Asfixiadas o decapitadas: así mueren las democracias
Asfixiadas
o decapitadas: así mueren las democracias
Viernes 28
agosto, 2020
“Ahora las democracias no mueren por golpes de Estado, ni por la presencia del fascismo o el comunismo o las usurpaciones del poder. Las democracias mueren atacadas desde dentro, por vías de procesos electorales fraudulentos o irregulares, en particular con la presencia de elementos advenedizos, pichones de autócratas, que corroen desde el poder las instituciones de la democracia. En la actualidad -dicen los dos autores del libro Cómo mueren las democracias– el retroceso democrático empieza en las urnas”.
Pero el retroceso no para en las urnas, sigue en los tribunales, en las labores legislativas, en los medios de comunicación, y prácticamente le vendan los ojos a la población que no se entera cómo va perdiendo las instituciones democráticas. La corrupción se instala y la impunidad se establece como parte de la normalidad del sistema político. “La población no cae en cuenta inmediatamente de lo que está sucediendo.
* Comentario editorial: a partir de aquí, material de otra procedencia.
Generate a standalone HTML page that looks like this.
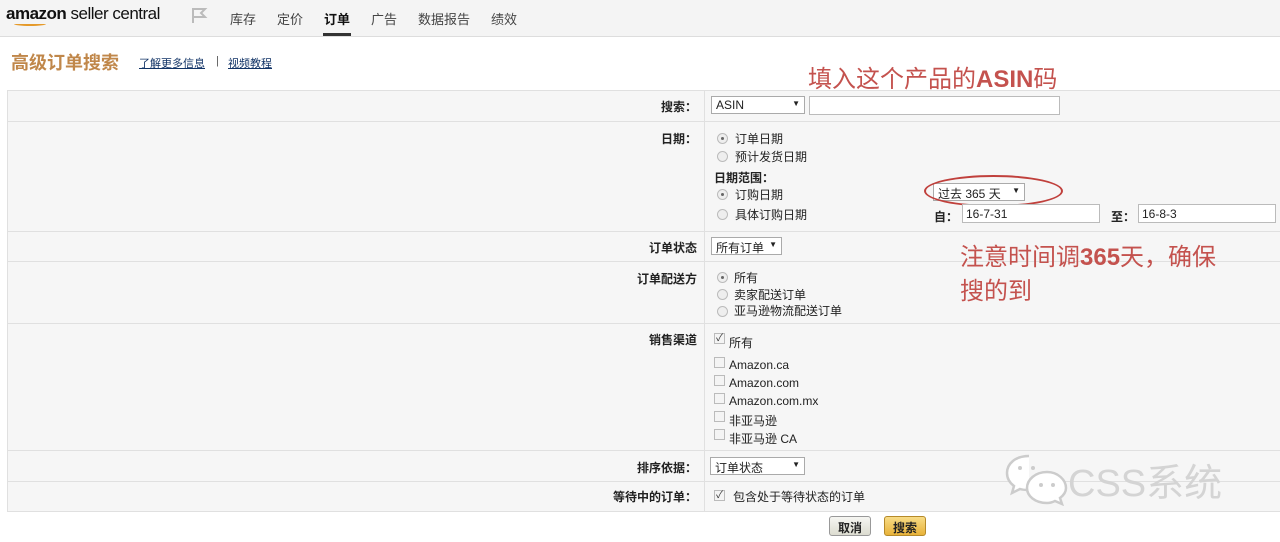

Muchas personas continúan creyendo que viven en una democracia, cuando en realidad están en un lugar muy diferente”[1].
Para
Steven Levitsky y Daniel Ziblatt, autores del libro, cuando los políticos
tradicionales abdican de su responsabilidad ante un líder que amenaza la
democracia (siempre se reconoce), suele ser por una de dos razones: porque
creen equivocadamente que puede ser controlado o porque creen que les dará lo
que quieren.
“Es así como los autócratas electos subvierten la democracia, llenando de personas afines e instrumentalizando los tribunales y otros organismos neutrales, sobornando a los medios de comunicación y al sector privado (e instándolos a guardar silencio) y reescribiendo las reglas de la política para inclinar el terreno de juego en contra del adversario”, dicen Levitsky y Ziblatt[2]
Este libro parece dedicado al cuestionado mandatario colombiano Iván Duque, pichón criollo de tirano, pero también parece hacer alusión a la clase política tradicional de Colombia, que terminó por asumir que el destino del país se podía jugar a los dados en la oscura mesa del establecimiento. Esta idea permite entender que Álvaro Uribe no nos saltó al cuello como un vampiro o como injusta maldición. Uribe y su poder son el resultado de un largo proceso de desgaste moral, de permisividad y complacencia con el narcotráfico, la violencia y la corrupción, y de poca conciencia sobre lo público, por parte de una dirigencia sin norte ético que ha dominado al país históricamente, desde el origen de la república.
Sin una
clase política y empresarial ambiciosa y corrupta, proclive a la trampa, al
indebido uso de las instituciones y al abuso del poder, y dominada por una
delirante obsesión de poder, jamás el abanderado de un proyecto
narcoparamilitar habría escalado tan alto en el Estado ni habría dominado la
agenda nacional. Uribe llegó donde llegó, con todo lo que representa, porque el
sistema lo favoreció, la clase política lo ayudó, la guerra, la violencia y el
miedo le fueron de utilidad, los intereses detrás de los hechos noticiosos, el
manejo bursátil de los grandes medios, más una alarmante distorsión de valores
sociales y humanos (bajo una conciencia depredadora consumista y mafiosa) en
medio de un rentable juego de maquinarias, burocracia, corrupción, demagogia y
populismo, allanaron su camino. La búsqueda de la paz se olvidó, la ética fue
enviada al cuarto de San Alejo y la democracia al cementerio.